### STATED EXERCISE:
Everything in the listing except the pictures should be written out exactly.

:: INFORMATION PROVIDED ::

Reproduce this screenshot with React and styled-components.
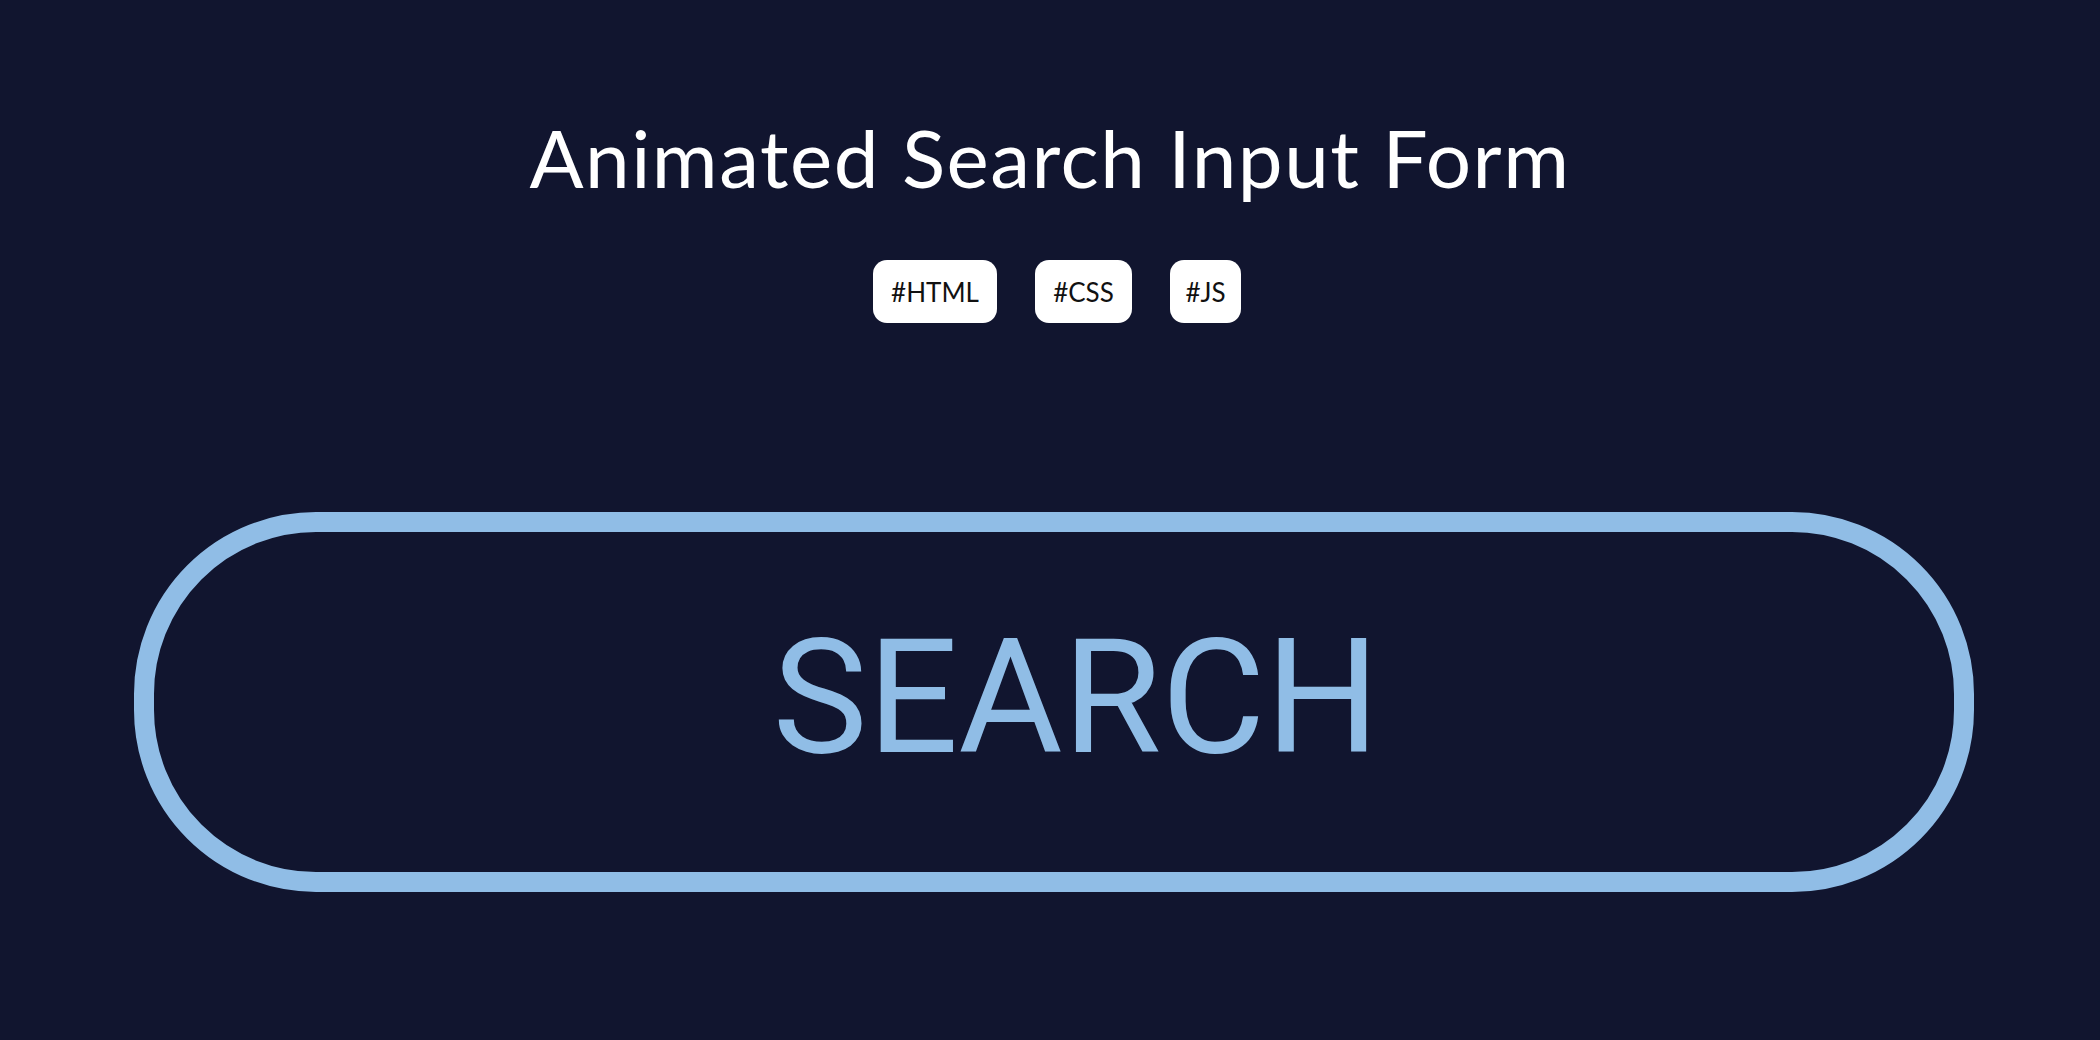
import React, { useState } from "react";
import styled, { createGlobalStyle } from "styled-components";

const GlobalStyle = createGlobalStyle`
  html, body {
    margin: 0;
    padding: 0;
    background: #11152f;
  }
`;

const Page = styled("div")`
  display: flex;
  flex-direction: column;
  align-items: center;
  min-height: 100vh;
  padding-top: 109px;
  box-sizing: border-box;
  background: #11152f;
`;

const Title = styled("h1")`
  margin: 0;
  font-family: Lato, "Open Sans", sans-serif;
  font-weight: 400;
  font-size: 80px;
  line-height: 96px;
  color: #ffffff;
  letter-spacing: 1.5px;
`;

const Tags = styled("div")`
  display: flex;
  gap: 38px;
  margin-top: 55px;
  margin-left: 14px;
`;

const Tag = styled("span")`
  display: flex;
  align-items: center;
  justify-content: center;
  height: 63px;
  width: ${({ width }) => width}px;
  box-sizing: border-box;
  background: #ffffff;
  border-radius: 14px;
  font-family: Lato, "Open Sans", sans-serif;
  font-size: 26px;
  color: #111111;
`;

const Form = styled("form")`
  margin-top: 189px;
  display: flex;
  justify-content: center;
  width: 100%;
`;

const SearchInput = styled("input")`
  width: 1840px;
  height: 380px;
  box-sizing: border-box;
  border: 20px solid #90bde6;
  border-radius: 182px;
  background: transparent;
  padding: 0 0 10px 44px;
  margin-left: 8px;
  outline: none;
  text-align: center;
  font-family: Roboto, "Liberation Sans", sans-serif;
  font-size: 160px;
  color: #90bde6;
  &::placeholder {
    color: #90bde6;
    opacity: 1;
  }
`;

const tags = [
  { label: "#HTML", width: 124 },
  { label: "#CSS", width: 97 },
  { label: "#JS", width: 71 },
];

export default () => {
  const [query, setQuery] = useState("");

  return (
    <Page>
      <GlobalStyle />
      <Title>Animated Search Input Form</Title>
      <Tags>
        {tags.map(tag => (
          <Tag key={tag.label} width={tag.width}>
            {tag.label}
          </Tag>
        ))}
      </Tags>
      <Form onSubmit={e => e.preventDefault()}>
        <SearchInput
          type="text"
          placeholder="SEARCH"
          value={query}
          onChange={e => setQuery(e.target.value)}
        />
      </Form>
    </Page>
  );
};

:::

### EXERCISE OUTPUT:
Reproduce this screenshot with React and styled-components.
import React, { useState } from "react";
import styled, { createGlobalStyle } from "styled-components";

const GlobalStyle = createGlobalStyle`
  html, body {
    margin: 0;
    padding: 0;
    background: #11152f;
  }
`;

const Page = styled("div")`
  display: flex;
  flex-direction: column;
  align-items: center;
  min-height: 100vh;
  padding-top: 109px;
  box-sizing: border-box;
  background: #11152f;
`;

const Title = styled("h1")`
  margin: 0;
  font-family: Lato, "Open Sans", sans-serif;
  font-weight: 400;
  font-size: 80px;
  line-height: 96px;
  color: #ffffff;
  letter-spacing: 1.5px;
`;

const Tags = styled("div")`
  display: flex;
  gap: 38px;
  margin-top: 55px;
  margin-left: 14px;
`;

const Tag = styled("span")`
  display: flex;
  align-items: center;
  justify-content: center;
  height: 63px;
  width: ${({ width }) => width}px;
  box-sizing: border-box;
  background: #ffffff;
  border-radius: 14px;
  font-family: Lato, "Open Sans", sans-serif;
  font-size: 26px;
  color: #111111;
`;

const Form = styled("form")`
  margin-top: 189px;
  display: flex;
  justify-content: center;
  width: 100%;
`;

const SearchInput = styled("input")`
  width: 1840px;
  height: 380px;
  box-sizing: border-box;
  border: 20px solid #90bde6;
  border-radius: 182px;
  background: transparent;
  padding: 0 0 10px 44px;
  margin-left: 8px;
  outline: none;
  text-align: center;
  font-family: Roboto, "Liberation Sans", sans-serif;
  font-size: 160px;
  color: #90bde6;
  &::placeholder {
    color: #90bde6;
    opacity: 1;
  }
`;

const tags = [
  { label: "#HTML", width: 124 },
  { label: "#CSS", width: 97 },
  { label: "#JS", width: 71 },
];

export default () => {
  const [query, setQuery] = useState("");

  return (
    <Page>
      <GlobalStyle />
      <Title>Animated Search Input Form</Title>
      <Tags>
        {tags.map(tag => (
          <Tag key={tag.label} width={tag.width}>
            {tag.label}
          </Tag>
        ))}
      </Tags>
      <Form onSubmit={e => e.preventDefault()}>
        <SearchInput
          type="text"
          placeholder="SEARCH"
          value={query}
          onChange={e => setQuery(e.target.value)}
        />
      </Form>
    </Page>
  );
};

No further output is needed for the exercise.